[Start Data block]
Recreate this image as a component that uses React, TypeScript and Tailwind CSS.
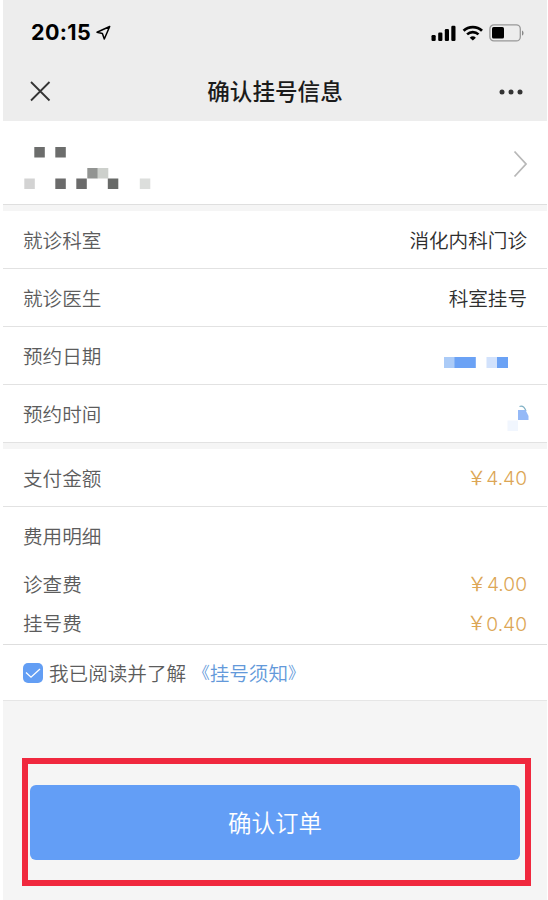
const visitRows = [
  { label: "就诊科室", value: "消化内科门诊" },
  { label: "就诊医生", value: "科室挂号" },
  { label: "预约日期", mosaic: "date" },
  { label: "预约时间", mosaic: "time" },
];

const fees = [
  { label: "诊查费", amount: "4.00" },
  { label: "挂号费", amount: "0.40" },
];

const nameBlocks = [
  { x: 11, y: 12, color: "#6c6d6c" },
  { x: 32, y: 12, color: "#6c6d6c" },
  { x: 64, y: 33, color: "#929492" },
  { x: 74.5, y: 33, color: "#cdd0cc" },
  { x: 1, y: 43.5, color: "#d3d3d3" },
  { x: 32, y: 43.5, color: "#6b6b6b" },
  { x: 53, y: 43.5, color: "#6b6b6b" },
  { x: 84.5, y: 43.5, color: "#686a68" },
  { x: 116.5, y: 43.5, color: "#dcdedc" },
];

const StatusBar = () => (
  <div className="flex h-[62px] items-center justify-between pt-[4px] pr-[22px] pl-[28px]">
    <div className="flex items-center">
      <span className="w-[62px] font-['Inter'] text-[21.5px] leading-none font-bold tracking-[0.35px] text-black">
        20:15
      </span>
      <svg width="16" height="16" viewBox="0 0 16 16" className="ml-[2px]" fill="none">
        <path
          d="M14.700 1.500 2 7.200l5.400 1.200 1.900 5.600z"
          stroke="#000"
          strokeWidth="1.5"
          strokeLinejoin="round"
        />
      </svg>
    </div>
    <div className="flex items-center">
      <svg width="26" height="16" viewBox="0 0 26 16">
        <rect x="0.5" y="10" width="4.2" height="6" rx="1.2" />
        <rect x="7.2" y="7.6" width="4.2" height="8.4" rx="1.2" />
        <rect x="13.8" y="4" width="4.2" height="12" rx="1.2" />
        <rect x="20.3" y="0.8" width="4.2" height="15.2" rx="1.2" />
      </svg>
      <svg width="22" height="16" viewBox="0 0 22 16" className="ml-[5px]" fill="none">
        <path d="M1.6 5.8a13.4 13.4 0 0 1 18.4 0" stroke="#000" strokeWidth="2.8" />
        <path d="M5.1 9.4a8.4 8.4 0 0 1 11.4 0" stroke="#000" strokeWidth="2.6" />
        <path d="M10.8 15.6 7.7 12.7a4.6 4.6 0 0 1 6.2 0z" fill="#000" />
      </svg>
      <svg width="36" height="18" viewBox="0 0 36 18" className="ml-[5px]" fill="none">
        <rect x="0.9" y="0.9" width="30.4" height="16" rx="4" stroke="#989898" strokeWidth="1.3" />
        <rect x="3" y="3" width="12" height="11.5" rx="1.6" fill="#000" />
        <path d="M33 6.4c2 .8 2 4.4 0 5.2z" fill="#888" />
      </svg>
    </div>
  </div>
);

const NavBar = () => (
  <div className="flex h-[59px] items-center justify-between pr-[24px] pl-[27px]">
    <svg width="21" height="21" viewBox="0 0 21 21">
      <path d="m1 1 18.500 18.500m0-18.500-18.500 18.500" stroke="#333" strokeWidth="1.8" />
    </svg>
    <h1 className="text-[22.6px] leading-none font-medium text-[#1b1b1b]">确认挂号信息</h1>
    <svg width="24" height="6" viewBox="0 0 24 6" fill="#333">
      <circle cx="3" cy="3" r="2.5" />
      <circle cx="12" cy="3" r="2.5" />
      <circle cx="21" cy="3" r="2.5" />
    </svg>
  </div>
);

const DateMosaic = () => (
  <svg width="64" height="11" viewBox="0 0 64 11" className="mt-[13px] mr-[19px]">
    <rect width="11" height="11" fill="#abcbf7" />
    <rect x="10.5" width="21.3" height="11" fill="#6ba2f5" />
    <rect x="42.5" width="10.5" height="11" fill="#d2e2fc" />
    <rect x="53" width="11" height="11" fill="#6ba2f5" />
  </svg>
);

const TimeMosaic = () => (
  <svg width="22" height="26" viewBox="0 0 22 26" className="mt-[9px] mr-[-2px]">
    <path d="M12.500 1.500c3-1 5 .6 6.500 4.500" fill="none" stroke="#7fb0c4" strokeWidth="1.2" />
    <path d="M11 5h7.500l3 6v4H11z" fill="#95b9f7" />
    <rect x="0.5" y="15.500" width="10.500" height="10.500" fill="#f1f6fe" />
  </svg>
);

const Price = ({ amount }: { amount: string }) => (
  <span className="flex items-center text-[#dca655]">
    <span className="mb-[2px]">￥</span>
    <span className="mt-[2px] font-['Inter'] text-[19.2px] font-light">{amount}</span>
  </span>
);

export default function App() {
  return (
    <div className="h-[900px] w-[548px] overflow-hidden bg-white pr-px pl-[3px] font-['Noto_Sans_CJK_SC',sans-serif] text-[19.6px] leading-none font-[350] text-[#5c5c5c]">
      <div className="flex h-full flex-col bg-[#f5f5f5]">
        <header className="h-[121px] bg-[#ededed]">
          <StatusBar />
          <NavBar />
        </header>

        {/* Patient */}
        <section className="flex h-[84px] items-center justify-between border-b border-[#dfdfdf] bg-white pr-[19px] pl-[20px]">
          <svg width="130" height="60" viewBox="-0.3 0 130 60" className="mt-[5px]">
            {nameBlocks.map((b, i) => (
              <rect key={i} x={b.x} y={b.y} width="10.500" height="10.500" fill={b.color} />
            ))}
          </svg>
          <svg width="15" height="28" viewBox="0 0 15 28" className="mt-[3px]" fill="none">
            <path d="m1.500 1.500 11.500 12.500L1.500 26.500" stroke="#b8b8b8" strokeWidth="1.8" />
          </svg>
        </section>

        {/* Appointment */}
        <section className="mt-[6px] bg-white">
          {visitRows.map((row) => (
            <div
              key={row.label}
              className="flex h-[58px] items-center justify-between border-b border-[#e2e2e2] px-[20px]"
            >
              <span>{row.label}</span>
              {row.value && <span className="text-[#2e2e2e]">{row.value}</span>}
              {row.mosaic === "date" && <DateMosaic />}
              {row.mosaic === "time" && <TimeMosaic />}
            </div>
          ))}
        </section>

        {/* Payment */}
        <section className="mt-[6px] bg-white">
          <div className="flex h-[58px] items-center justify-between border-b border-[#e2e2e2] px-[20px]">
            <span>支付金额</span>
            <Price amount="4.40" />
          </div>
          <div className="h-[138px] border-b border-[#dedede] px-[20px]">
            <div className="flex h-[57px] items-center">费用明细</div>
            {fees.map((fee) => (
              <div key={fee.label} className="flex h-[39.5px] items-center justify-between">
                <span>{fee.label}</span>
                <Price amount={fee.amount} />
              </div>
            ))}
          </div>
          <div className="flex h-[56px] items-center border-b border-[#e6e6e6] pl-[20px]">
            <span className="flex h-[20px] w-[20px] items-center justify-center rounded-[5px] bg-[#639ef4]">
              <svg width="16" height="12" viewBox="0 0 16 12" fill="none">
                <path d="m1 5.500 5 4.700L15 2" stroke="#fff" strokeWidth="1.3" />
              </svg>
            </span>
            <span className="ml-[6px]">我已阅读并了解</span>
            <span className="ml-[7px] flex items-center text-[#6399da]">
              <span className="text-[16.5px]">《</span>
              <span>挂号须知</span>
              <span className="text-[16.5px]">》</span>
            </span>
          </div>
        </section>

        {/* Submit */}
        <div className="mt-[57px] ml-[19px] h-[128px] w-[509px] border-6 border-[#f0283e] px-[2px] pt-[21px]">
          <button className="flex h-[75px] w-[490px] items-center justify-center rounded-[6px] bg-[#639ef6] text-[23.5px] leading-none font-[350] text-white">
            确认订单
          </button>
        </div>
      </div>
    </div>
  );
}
[End Data block]
**What to do**
All the material shown above is to be copied exactly, with no pictures carried over.

**Exercise output**
Recreate this image as a component that uses React, TypeScript and Tailwind CSS.
const visitRows = [
  { label: "就诊科室", value: "消化内科门诊" },
  { label: "就诊医生", value: "科室挂号" },
  { label: "预约日期", mosaic: "date" },
  { label: "预约时间", mosaic: "time" },
];

const fees = [
  { label: "诊查费", amount: "4.00" },
  { label: "挂号费", amount: "0.40" },
];

const nameBlocks = [
  { x: 11, y: 12, color: "#6c6d6c" },
  { x: 32, y: 12, color: "#6c6d6c" },
  { x: 64, y: 33, color: "#929492" },
  { x: 74.5, y: 33, color: "#cdd0cc" },
  { x: 1, y: 43.5, color: "#d3d3d3" },
  { x: 32, y: 43.5, color: "#6b6b6b" },
  { x: 53, y: 43.5, color: "#6b6b6b" },
  { x: 84.5, y: 43.5, color: "#686a68" },
  { x: 116.5, y: 43.5, color: "#dcdedc" },
];

const StatusBar = () => (
  <div className="flex h-[62px] items-center justify-between pt-[4px] pr-[22px] pl-[28px]">
    <div className="flex items-center">
      <span className="w-[62px] font-['Inter'] text-[21.5px] leading-none font-bold tracking-[0.35px] text-black">
        20:15
      </span>
      <svg width="16" height="16" viewBox="0 0 16 16" className="ml-[2px]" fill="none">
        <path
          d="M14.700 1.500 2 7.200l5.400 1.200 1.900 5.600z"
          stroke="#000"
          strokeWidth="1.5"
          strokeLinejoin="round"
        />
      </svg>
    </div>
    <div className="flex items-center">
      <svg width="26" height="16" viewBox="0 0 26 16">
        <rect x="0.5" y="10" width="4.2" height="6" rx="1.2" />
        <rect x="7.2" y="7.6" width="4.2" height="8.4" rx="1.2" />
        <rect x="13.8" y="4" width="4.2" height="12" rx="1.2" />
        <rect x="20.3" y="0.8" width="4.2" height="15.2" rx="1.2" />
      </svg>
      <svg width="22" height="16" viewBox="0 0 22 16" className="ml-[5px]" fill="none">
        <path d="M1.6 5.8a13.4 13.4 0 0 1 18.4 0" stroke="#000" strokeWidth="2.8" />
        <path d="M5.1 9.4a8.4 8.4 0 0 1 11.4 0" stroke="#000" strokeWidth="2.6" />
        <path d="M10.8 15.6 7.7 12.7a4.6 4.6 0 0 1 6.2 0z" fill="#000" />
      </svg>
      <svg width="36" height="18" viewBox="0 0 36 18" className="ml-[5px]" fill="none">
        <rect x="0.9" y="0.9" width="30.4" height="16" rx="4" stroke="#989898" strokeWidth="1.3" />
        <rect x="3" y="3" width="12" height="11.5" rx="1.6" fill="#000" />
        <path d="M33 6.4c2 .8 2 4.4 0 5.2z" fill="#888" />
      </svg>
    </div>
  </div>
);

const NavBar = () => (
  <div className="flex h-[59px] items-center justify-between pr-[24px] pl-[27px]">
    <svg width="21" height="21" viewBox="0 0 21 21">
      <path d="m1 1 18.500 18.500m0-18.500-18.500 18.500" stroke="#333" strokeWidth="1.8" />
    </svg>
    <h1 className="text-[22.6px] leading-none font-medium text-[#1b1b1b]">确认挂号信息</h1>
    <svg width="24" height="6" viewBox="0 0 24 6" fill="#333">
      <circle cx="3" cy="3" r="2.5" />
      <circle cx="12" cy="3" r="2.5" />
      <circle cx="21" cy="3" r="2.5" />
    </svg>
  </div>
);

const DateMosaic = () => (
  <svg width="64" height="11" viewBox="0 0 64 11" className="mt-[13px] mr-[19px]">
    <rect width="11" height="11" fill="#abcbf7" />
    <rect x="10.5" width="21.3" height="11" fill="#6ba2f5" />
    <rect x="42.5" width="10.5" height="11" fill="#d2e2fc" />
    <rect x="53" width="11" height="11" fill="#6ba2f5" />
  </svg>
);

const TimeMosaic = () => (
  <svg width="22" height="26" viewBox="0 0 22 26" className="mt-[9px] mr-[-2px]">
    <path d="M12.500 1.500c3-1 5 .6 6.500 4.500" fill="none" stroke="#7fb0c4" strokeWidth="1.2" />
    <path d="M11 5h7.500l3 6v4H11z" fill="#95b9f7" />
    <rect x="0.5" y="15.500" width="10.500" height="10.500" fill="#f1f6fe" />
  </svg>
);

const Price = ({ amount }: { amount: string }) => (
  <span className="flex items-center text-[#dca655]">
    <span className="mb-[2px]">￥</span>
    <span className="mt-[2px] font-['Inter'] text-[19.2px] font-light">{amount}</span>
  </span>
);

export default function App() {
  return (
    <div className="h-[900px] w-[548px] overflow-hidden bg-white pr-px pl-[3px] font-['Noto_Sans_CJK_SC',sans-serif] text-[19.6px] leading-none font-[350] text-[#5c5c5c]">
      <div className="flex h-full flex-col bg-[#f5f5f5]">
        <header className="h-[121px] bg-[#ededed]">
          <StatusBar />
          <NavBar />
        </header>

        {/* Patient */}
        <section className="flex h-[84px] items-center justify-between border-b border-[#dfdfdf] bg-white pr-[19px] pl-[20px]">
          <svg width="130" height="60" viewBox="-0.3 0 130 60" className="mt-[5px]">
            {nameBlocks.map((b, i) => (
              <rect key={i} x={b.x} y={b.y} width="10.500" height="10.500" fill={b.color} />
            ))}
          </svg>
          <svg width="15" height="28" viewBox="0 0 15 28" className="mt-[3px]" fill="none">
            <path d="m1.500 1.500 11.500 12.500L1.500 26.500" stroke="#b8b8b8" strokeWidth="1.8" />
          </svg>
        </section>

        {/* Appointment */}
        <section className="mt-[6px] bg-white">
          {visitRows.map((row) => (
            <div
              key={row.label}
              className="flex h-[58px] items-center justify-between border-b border-[#e2e2e2] px-[20px]"
            >
              <span>{row.label}</span>
              {row.value && <span className="text-[#2e2e2e]">{row.value}</span>}
              {row.mosaic === "date" && <DateMosaic />}
              {row.mosaic === "time" && <TimeMosaic />}
            </div>
          ))}
        </section>

        {/* Payment */}
        <section className="mt-[6px] bg-white">
          <div className="flex h-[58px] items-center justify-between border-b border-[#e2e2e2] px-[20px]">
            <span>支付金额</span>
            <Price amount="4.40" />
          </div>
          <div className="h-[138px] border-b border-[#dedede] px-[20px]">
            <div className="flex h-[57px] items-center">费用明细</div>
            {fees.map((fee) => (
              <div key={fee.label} className="flex h-[39.5px] items-center justify-between">
                <span>{fee.label}</span>
                <Price amount={fee.amount} />
              </div>
            ))}
          </div>
          <div className="flex h-[56px] items-center border-b border-[#e6e6e6] pl-[20px]">
            <span className="flex h-[20px] w-[20px] items-center justify-center rounded-[5px] bg-[#639ef4]">
              <svg width="16" height="12" viewBox="0 0 16 12" fill="none">
                <path d="m1 5.500 5 4.700L15 2" stroke="#fff" strokeWidth="1.3" />
              </svg>
            </span>
            <span className="ml-[6px]">我已阅读并了解</span>
            <span className="ml-[7px] flex items-center text-[#6399da]">
              <span className="text-[16.5px]">《</span>
              <span>挂号须知</span>
              <span className="text-[16.5px]">》</span>
            </span>
          </div>
        </section>

        {/* Submit */}
        <div className="mt-[57px] ml-[19px] h-[128px] w-[509px] border-6 border-[#f0283e] px-[2px] pt-[21px]">
          <button className="flex h-[75px] w-[490px] items-center justify-center rounded-[6px] bg-[#639ef6] text-[23.5px] leading-none font-[350] text-white">
            确认订单
          </button>
        </div>
      </div>
    </div>
  );
}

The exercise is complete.